Almost three-quarters of the department's 79,000 workers have government credit cards, and the agency's inspector general found myriad problems with use and oversight. Some 1,116 former Interior employees still had active charge card accounts, although the report found no evidence of activity on them.
"The department and its bureaus do not have sufficient controls in place to minimize abuse of the charge card," the report said. Some reviews of purchases "were done inadequately or in a perfunctory matter, some were not done on a regular basis, and some were not done at all."
Interior spokesman John Wright said Tuesday the department is working to solve the problems identified in the audit, which was completed in late December. Training has begun to help managers spot abuse, and those who fail to recognize it could face disciplinary action.
"We take these credit card issues very seriously and are working aggressively to improve our guidelines to address this matter," Wright said.
The audit was completed a year after the Clinton administration gave the Interior Department a "Hammer Award" for good management of its credit card system. The award was part of then-Vice President Al Gore's "reinventing government" savings campaign.
Governmentwide, 398,000 employees have permission to make business purchases on credit cards. Those transactions totaled $13.7 billion last year, according to the General Services Administration. GSA manages the government's credit card program, although direct oversight is up to individual departments.
Another $4.7 billion was spent by 2.1 million federal employees with government-issued credit cards that can be used only for travel expenses, said Sue McIver, the GSA's director of services acquisition.
McIver said the government has become better at identifying credit card abuse. "I believe that any system out there has weaknesses to it," McIver said. "But because so much of this is electronic now, we are able to identify [misuse] quickly and take appropriate action." [The Progress Report interjects -- obviously, as this audit found, they do NOT identify misuse and do NOT take appropriate action.]
Auditors found cases where employees used cards to pay telephone bills and rent, to have their cars repaired and to buy household furnishings and jewelry.

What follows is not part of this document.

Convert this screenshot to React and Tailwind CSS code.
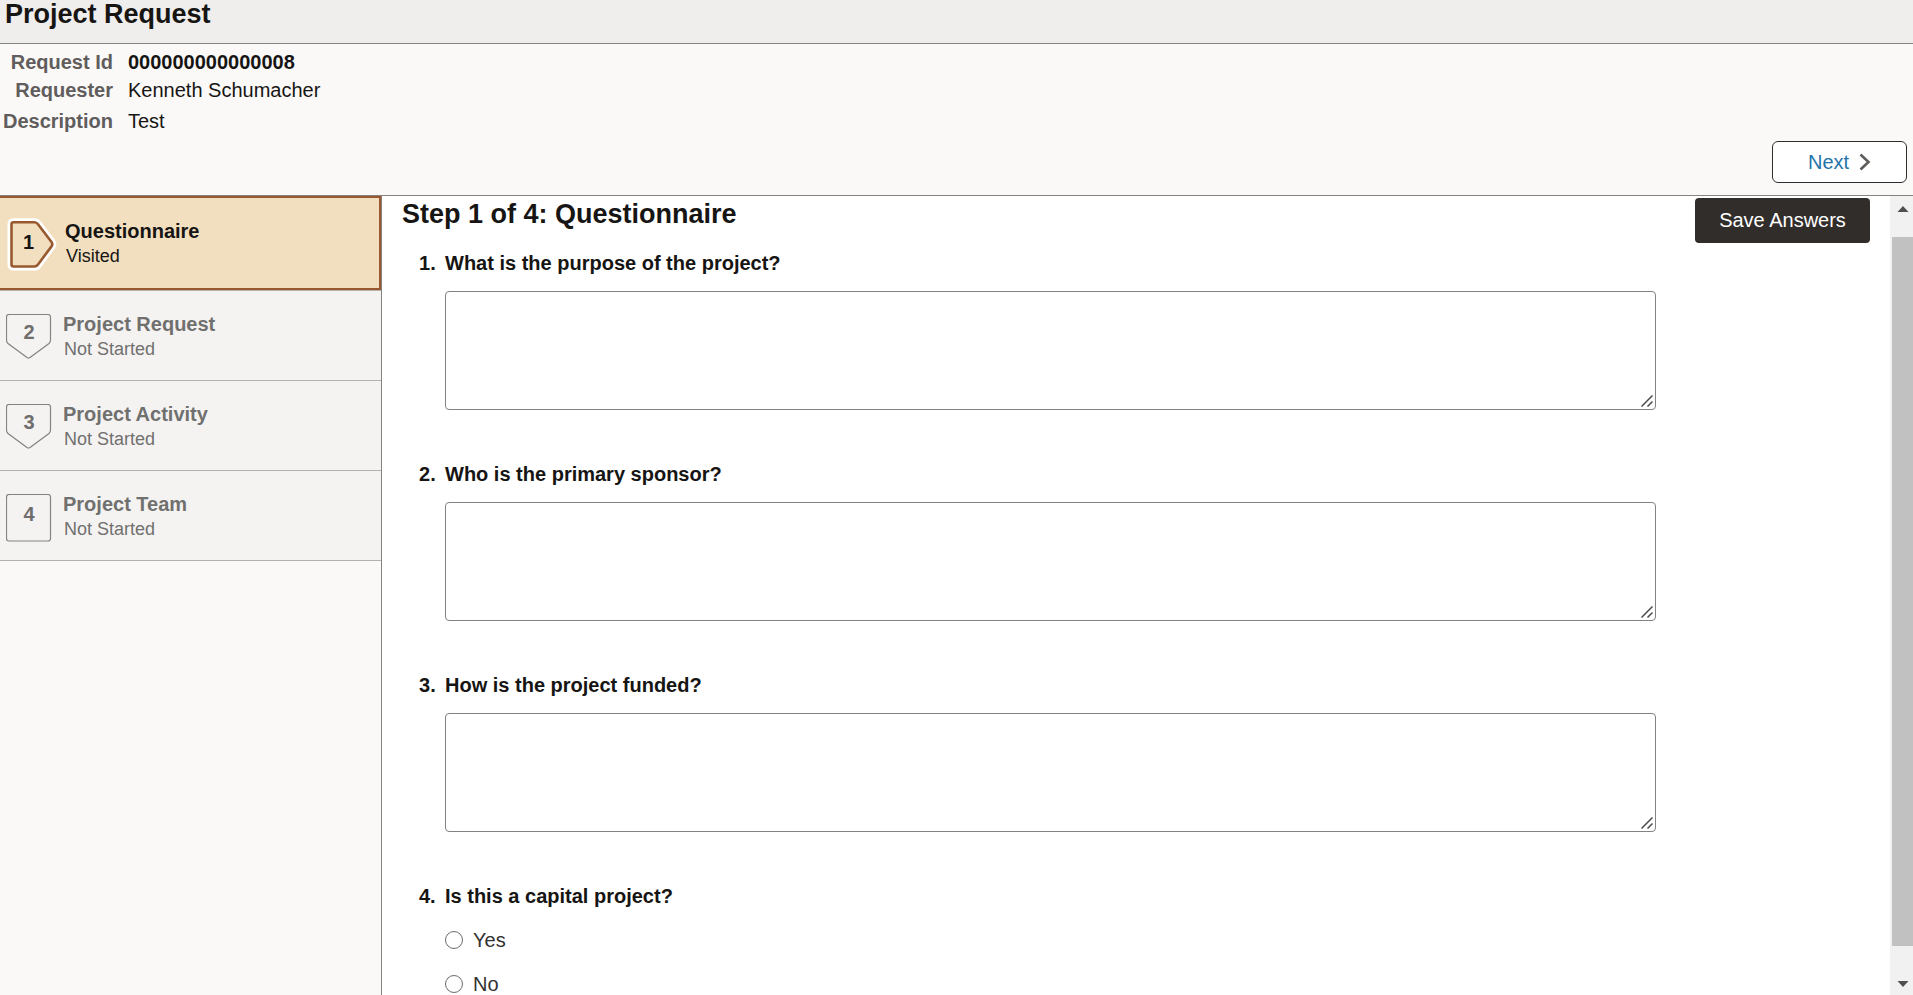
import { useState } from 'react';

const steps = [
  { id: 1, label: 'Questionnaire', status: 'Visited' },
  { id: 2, label: 'Project Request', status: 'Not Started' },
  { id: 3, label: 'Project Activity', status: 'Not Started' },
  { id: 4, label: 'Project Team', status: 'Not Started' },
];

const textQuestions = [
  { id: 1, text: 'What is the purpose of the project?' },
  { id: 2, text: 'Who is the primary sponsor?' },
  { id: 3, text: 'How is the project funded?' },
];

const activeShape =
  'M6.500 4.300H27.500Q29.500 4.300 31 6.300L44.500 24Q46 26.200 44.500 28.400L31 46.500Q29.500 48.500 27.500 48.500H6.500Q4.500 48.500 4.500 46.500V6.300Q4.500 4.300 6.500 4.300Z';

function StepBadge({ id, active, last }) {
  if (active) {
    return (
      <svg width="50" height="54" viewBox="0 0 50 54" aria-hidden="true">
        <path d={activeShape} fill="#f2dfbf" stroke="#ffffff" strokeWidth="8" strokeLinejoin="round" />
        <path d={activeShape} fill="#f2dfbf" stroke="#99592f" strokeWidth="2.600" />
        <text x="21.5" y="31" textAnchor="middle" fontSize="20" fontWeight="700" fill="#161513">
          {id}
        </text>
      </svg>
    );
  }

  const shape = last
    ? 'M3 0.500H42Q44.500 0.500 44.500 3V44.500Q44.500 47 42 47H3Q0.500 47 0.500 44.500V3Q0.500 0.500 3 0.500Z'
    : 'M3 0.500H42Q44.500 0.500 44.500 3V26Q44.500 28 43 29.500L24 43.500Q22.500 44.500 21 43.500L2 29.500Q0.500 28 0.500 26V3Q0.500 0.500 3 0.500Z';

  return (
    <svg width="46" height="48" viewBox="0 0 46 48" aria-hidden="true">
      <path d={shape} fill="none" stroke="#85827f" strokeWidth="1.200" />
      <text x="23" y={last ? 27 : 25} textAnchor="middle" fontSize="20" fontWeight="700" fill="#6f6e6d">
        {id}
      </text>
    </svg>
  );
}

function StepItem({ step, active, last, onSelect }) {
  return (
    <li className="border-b border-[#b3b1ae]">
      <button
        type="button"
        onClick={onSelect}
        aria-current={active ? 'step' : undefined}
        className={`flex w-full items-start text-left ${
          active
            ? 'h-[94px] gap-2 border-2 border-l-0 border-[#99592f] bg-[#f2dfbf] pt-5 pl-[7px] text-[#161513]'
            : 'h-[89px] gap-[11px] bg-[#f5f3f2] pt-5 pl-[6px] text-[#70706e]'
        }`}
      >
        <span className={active ? 'shrink-0' : 'shrink-0 pt-[3px]'}>
          <StepBadge id={step.id} active={active} last={last} />
        </span>
        <span className="flex flex-col">
          <span className="text-[20px] leading-[26px] font-bold">{step.label}</span>
          <span className="pl-px text-[18px] leading-6">{step.status}</span>
        </span>
      </button>
    </li>
  );
}

function TextQuestion({ question }) {
  const fieldId = `question-${question.id}`;
  return (
    <li className="mb-[50px]">
      <label htmlFor={fieldId} className="flex text-[20px] leading-7 font-bold">
        <span className="w-[26px] shrink-0">{question.id}.</span>
        {question.text}
      </label>
      <div className="relative mt-[14px] ml-[26px]">
        <textarea
          id={fieldId}
          className="block h-[119px] w-full resize-none rounded-[4px] border border-[#85827f] bg-white p-2 text-[20px] outline-none"
        />
        <svg
          className="pointer-events-none absolute right-[3px] bottom-[3px]"
          width="12"
          height="12"
          viewBox="0 0 12 12"
          aria-hidden="true"
        >
          <path d="M0.500 11.500L11.500 0.500M6.500 11.500L11.500 6.500" stroke="#4a4a4a" strokeWidth="1.500" />
        </svg>
      </div>
    </li>
  );
}

function ScrollTrack() {
  return (
    <div className="flex w-[23px] shrink-0 flex-col bg-[#f1f1f1] pl-[2px]" aria-hidden="true">
      <div className="flex h-[41px] justify-center pt-[9px]">
        <svg width="12" height="8" viewBox="0 0 12 8">
          <path d="M0.500 7L6 1L11.500 7Z" fill="#505050" />
        </svg>
      </div>
      <div className="flex-1 bg-[#c1c1c1]" />
      <div className="flex h-[49px] items-end justify-center pb-[7px]">
        <svg width="12" height="8" viewBox="0 0 12 8">
          <path d="M0.500 1L6 7L11.500 1Z" fill="#505050" />
        </svg>
      </div>
    </div>
  );
}

function App() {
  const [current, setCurrent] = useState(1);
  const [capital, setCapital] = useState('');

  return (
    <div className="flex h-screen flex-col overflow-hidden bg-[#fbf9f8] font-['Liberation_Sans',Arial,sans-serif] text-[20px] text-[#161513]">
      <header className="h-11 shrink-0 border-b border-[#85827f] bg-[#f0eeed] pl-[5px]">
        <h1 className="text-[27px] leading-7 font-bold">Project Request</h1>
      </header>

      <section className="flex shrink-0 items-end justify-between border-b border-[#85827f] pt-1 pr-[6px] pb-3">
        <dl className="grid grid-cols-[113px_auto] gap-x-[15px] self-start leading-7">
          <dt className="text-right font-bold text-[#605d5c]">Request Id</dt>
          <dd className="font-bold">000000000000008</dd>
          <dt className="text-right font-bold text-[#605d5c]">Requester</dt>
          <dd>Kenneth Schumacher</dd>
          <dt className="pt-[3px] text-right font-bold text-[#605d5c]">Description</dt>
          <dd className="pt-[3px]">Test</dd>
        </dl>
        <button
          type="button"
          onClick={() => setCurrent(Math.min(current + 1, steps.length))}
          className="mt-[93px] flex h-[42px] w-[135px] items-center justify-center gap-[10px] rounded-[6px] border border-[#312d2a] bg-white text-[#2574a9]"
        >
          Next
          <svg width="12" height="18" viewBox="0 0 12 18" aria-hidden="true">
            <path d="M1.500 1.500L9.500 9L1.500 16.500" fill="none" stroke="#5f5c5a" strokeWidth="2.600" />
          </svg>
        </button>
      </section>

      <div className="flex min-h-0 flex-1">
        <nav className="w-[382px] shrink-0 border-r border-[#85827f]">
          <ol>
            {steps.map((step, index) => (
              <StepItem
                key={step.id}
                step={step}
                active={step.id === current}
                last={index === steps.length - 1}
                onSelect={() => setCurrent(step.id)}
              />
            ))}
          </ol>
        </nav>

        <main className="flex min-w-0 flex-1 items-start overflow-hidden bg-white pl-5">
          <div className="min-w-0 flex-1">
            <h2 className="pt-1 text-[27px] leading-7 font-bold">
              Step {current} of {steps.length}: {steps[current - 1].label}
            </h2>
            <ol className="mt-[21px] pl-[17px]">
              {textQuestions.map((question) => (
                <TextQuestion key={question.id} question={question} />
              ))}
              <li>
                <fieldset>
                  <legend className="flex leading-7 font-bold">
                    <span className="w-[26px] shrink-0">4.</span>
                    Is this a capital project?
                  </legend>
                  <div className="mt-2 ml-[26px]">
                    {['Yes', 'No'].map((option) => (
                      <label key={option} className="flex h-11 items-center gap-[10px] text-[#333130]">
                        <input
                          type="radio"
                          name="capital"
                          value={option}
                          checked={capital === option}
                          onChange={() => setCapital(option)}
                          className="size-[18px] appearance-none rounded-full border border-[#6b6b6b] bg-white checked:border-[5px]"
                        />
                        {option}
                      </label>
                    ))}
                  </div>
                </fieldset>
              </li>
            </ol>
          </div>
          <div className="shrink-0 pt-[2px] pr-5 pl-[39px]">
            <button
              type="button"
              className="h-[45px] w-[175px] rounded-[4px] bg-[#312d2a] pb-px text-white"
            >
              Save Answers
            </button>
          </div>
        </main>

        <ScrollTrack />
      </div>
    </div>
  );
}

export default App;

They also found instances where charge cards were used to get wire transfer cash advances — in some cases thousands of dollars — from casinos.
The investigation did not identify individual employees, nor did it say whether the employees ever repaid the government or were disciplined.
In response, the agency plans departmentwide training for cardholders, starting this month. The aim is to make sure they know what purchases are proper. [The Progress Report interjects -- sorry, but no one ever thought buying jewelry or casino chips was "proper." In the USA, we're supposed to have law enforcement, not training sessions, for people who break the law.]
Congressional investigators found this year that more than 46,000 Defense Department employees had defaulted on $62 million in travel expenses through last November. The employees had charged the travel and were to have paid the bills after the department reimbursed them but did not. A Pentagon "task force" is "studying" how to tighten control over its 1.6 million card users.